Even as, in 2008, the elderly Maheu began a slow spiral to the floor, he attempted to offer up a combination of prayer and confession to the Catholic God he still worshipped. If Johnny had been right, the mobster's words recalled by Dick Tracy in the split-second he had left to live, no matter how terribly we sin, always there is someone else who has done something far worse. Might I then be admitted to purgatory, if not heaven? Otherwise, Maheu had just begun his long descent down to hell.
*
“It takes a lot to get Ike mad,” Sheffield Edwards, CIA Director of Security, confided to Bob in the former's D.C. office, “but he's mad as hell right now.”
“Understandably so,” Maheu replied. Shef referred to Fidel Castro's ever more hostile statements about the U.S. in Radio Havana broadcasts. Since seizing power a year and three months earlier, Castro had veered far from his initially hopeful stance as a democratic liberator to something more disturbing to the U.S.'s interests: a hardcore communist. As such Castro left himself vulnerable to what U.S. spies had decoded from messages between Havana and Moscow: the Russian premiere Nikita Khrushchev recently proffered overtures to the Cuban leader about setting up nuclear weapons, pointed at the United States, a mere 90 miles away from U.S. shores. In return, Cuba would receive more financial and military aid than ever.
Nothing, at the Cold War's height, could so swiftly spread fear through America's defense community. The existence of U.S. and Russian nuclear sites equally distant from one another had serious implications. But if this were to become a reality, a delicate balance would be diminished in Russia's favor.

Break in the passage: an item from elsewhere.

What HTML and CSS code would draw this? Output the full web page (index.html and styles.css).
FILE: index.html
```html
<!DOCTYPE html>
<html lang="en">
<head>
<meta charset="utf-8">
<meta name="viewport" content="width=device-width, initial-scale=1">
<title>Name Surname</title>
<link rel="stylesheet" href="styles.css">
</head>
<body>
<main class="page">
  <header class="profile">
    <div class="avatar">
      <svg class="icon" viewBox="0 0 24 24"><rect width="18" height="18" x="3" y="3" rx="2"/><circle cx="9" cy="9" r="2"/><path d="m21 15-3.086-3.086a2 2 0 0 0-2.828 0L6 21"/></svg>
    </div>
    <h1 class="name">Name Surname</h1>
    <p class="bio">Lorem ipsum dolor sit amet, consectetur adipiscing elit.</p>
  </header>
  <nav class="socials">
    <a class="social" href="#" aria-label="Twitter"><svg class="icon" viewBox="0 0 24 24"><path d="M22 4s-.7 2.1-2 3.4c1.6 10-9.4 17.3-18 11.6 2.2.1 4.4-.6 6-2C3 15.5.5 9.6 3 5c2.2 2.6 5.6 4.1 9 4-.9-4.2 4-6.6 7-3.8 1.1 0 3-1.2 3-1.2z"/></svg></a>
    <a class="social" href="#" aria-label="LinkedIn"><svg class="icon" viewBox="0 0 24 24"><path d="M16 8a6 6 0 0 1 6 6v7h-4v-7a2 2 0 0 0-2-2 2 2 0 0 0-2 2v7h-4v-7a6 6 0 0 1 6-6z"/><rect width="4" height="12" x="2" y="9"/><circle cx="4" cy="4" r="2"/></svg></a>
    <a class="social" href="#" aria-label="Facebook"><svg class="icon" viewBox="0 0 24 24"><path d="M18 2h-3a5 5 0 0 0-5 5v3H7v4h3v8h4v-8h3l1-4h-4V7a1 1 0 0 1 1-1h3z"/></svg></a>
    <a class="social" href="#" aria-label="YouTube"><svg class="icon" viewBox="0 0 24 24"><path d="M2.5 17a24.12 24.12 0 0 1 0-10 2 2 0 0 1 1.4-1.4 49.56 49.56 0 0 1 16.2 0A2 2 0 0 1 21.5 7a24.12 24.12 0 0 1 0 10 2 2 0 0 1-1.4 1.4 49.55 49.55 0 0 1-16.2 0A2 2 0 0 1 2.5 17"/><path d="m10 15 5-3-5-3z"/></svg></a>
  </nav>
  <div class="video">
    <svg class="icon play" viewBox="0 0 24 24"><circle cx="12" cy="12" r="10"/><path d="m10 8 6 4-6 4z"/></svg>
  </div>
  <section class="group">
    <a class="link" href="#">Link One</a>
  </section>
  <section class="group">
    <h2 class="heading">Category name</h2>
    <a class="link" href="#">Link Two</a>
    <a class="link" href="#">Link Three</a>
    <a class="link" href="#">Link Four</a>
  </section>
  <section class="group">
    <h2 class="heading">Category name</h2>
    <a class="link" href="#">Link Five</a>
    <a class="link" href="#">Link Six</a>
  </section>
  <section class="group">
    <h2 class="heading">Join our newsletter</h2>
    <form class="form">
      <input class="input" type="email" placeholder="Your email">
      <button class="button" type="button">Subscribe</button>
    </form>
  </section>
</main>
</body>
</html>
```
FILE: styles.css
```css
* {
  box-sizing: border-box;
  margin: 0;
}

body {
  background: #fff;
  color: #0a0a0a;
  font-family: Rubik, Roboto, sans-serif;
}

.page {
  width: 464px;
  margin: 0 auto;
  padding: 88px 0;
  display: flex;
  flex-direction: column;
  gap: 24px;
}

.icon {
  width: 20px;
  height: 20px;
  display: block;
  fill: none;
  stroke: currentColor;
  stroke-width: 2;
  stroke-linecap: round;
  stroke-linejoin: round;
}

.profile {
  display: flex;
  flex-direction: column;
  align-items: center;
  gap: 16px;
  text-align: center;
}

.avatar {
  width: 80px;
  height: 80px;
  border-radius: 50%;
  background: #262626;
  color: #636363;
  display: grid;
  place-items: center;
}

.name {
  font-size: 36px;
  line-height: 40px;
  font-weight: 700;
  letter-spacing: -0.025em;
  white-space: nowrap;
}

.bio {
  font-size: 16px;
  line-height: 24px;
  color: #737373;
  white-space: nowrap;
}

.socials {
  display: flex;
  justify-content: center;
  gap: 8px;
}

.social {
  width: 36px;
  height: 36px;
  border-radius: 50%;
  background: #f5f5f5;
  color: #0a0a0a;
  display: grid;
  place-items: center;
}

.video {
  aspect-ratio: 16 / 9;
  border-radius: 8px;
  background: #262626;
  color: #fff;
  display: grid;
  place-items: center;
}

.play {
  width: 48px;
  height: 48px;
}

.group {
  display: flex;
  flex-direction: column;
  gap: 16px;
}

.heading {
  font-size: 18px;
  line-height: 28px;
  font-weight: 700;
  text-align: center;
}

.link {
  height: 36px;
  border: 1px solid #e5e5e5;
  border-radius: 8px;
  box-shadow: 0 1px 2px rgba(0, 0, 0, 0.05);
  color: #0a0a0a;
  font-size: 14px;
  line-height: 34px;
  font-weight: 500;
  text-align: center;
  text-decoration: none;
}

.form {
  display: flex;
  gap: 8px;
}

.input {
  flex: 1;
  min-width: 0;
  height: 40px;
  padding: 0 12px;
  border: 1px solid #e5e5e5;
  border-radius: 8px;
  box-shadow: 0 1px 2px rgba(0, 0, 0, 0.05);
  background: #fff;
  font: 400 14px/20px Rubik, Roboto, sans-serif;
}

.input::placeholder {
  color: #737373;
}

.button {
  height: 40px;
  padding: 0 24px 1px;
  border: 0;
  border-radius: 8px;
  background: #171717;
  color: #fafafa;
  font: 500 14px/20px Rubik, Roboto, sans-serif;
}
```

“It'll come as no surprise to you that we've had our agents down there attempting to undermine Castro for the better part of a year. It hasn't worked. Now, we must kick it up a notch.”
“And you believe I can be of service?” Maheu asked as he considered the situation on that second day of March, 1960. Though he'd left the FBI in 1947 to open offices as a private consultant and investigator, first in Washington D.C. and, after considerable success, California as well, Dick Tracy was often contacted by the CIA to make key connections owing to his great expertise as an arbitrator between difficult personalities.
“Yesterday, Dick Bissell asked me to come up with someone who might put us in contact with members of the corporation that owns the gambling casinos in Havana.” By that, Maheu knew, Shef meant The Mafia. Even in the intimacy of his own security-savvy office, such a high-ranking government official hesitated to openly admit such a thing. As for Bissell, Maheu knew that any statements from the CIA's Deputy-Director for Plans would have reached Bissell from Allen W. Dulles, current Director of The Company; this only after Eisenhower ordered Dulles, through his higher ranking brother John Foster D., to âdo something.' “Anyway, I ran through some names of people I've relied on in the past. Yours, Bob, more or less jumped up and out at me.”
That sounded reasonable. Once Maheu won over Howard Hughes, the bizarre megalomaniac of a multi-millionaire as a client, it became necessary to spend a lot of time in Nevada, all Hughes' business interests headquartered there. As one thing leads to another, during off-hours Maheu visited casinos along the Strip, operated by those same “businessmen” in charge of similar properties in Havana, Miami and Tampa.
Castro's rise to power, his backing down on the issue of closing casinos reversed owing to Rosselli's persuasiveness notwithstanding, led to the loss of one hundred million dollars a year from gambling. That didn't take into account lucrative returns from prostitution and drugs. Castro must be considered as intolerable to The Mafia as, if for different reasons, our government. While the old adage about killing two birds with one stone didn't apply, Shef Edwards suggested it might be possible, perhaps even necessary, to kill one bird with two stones.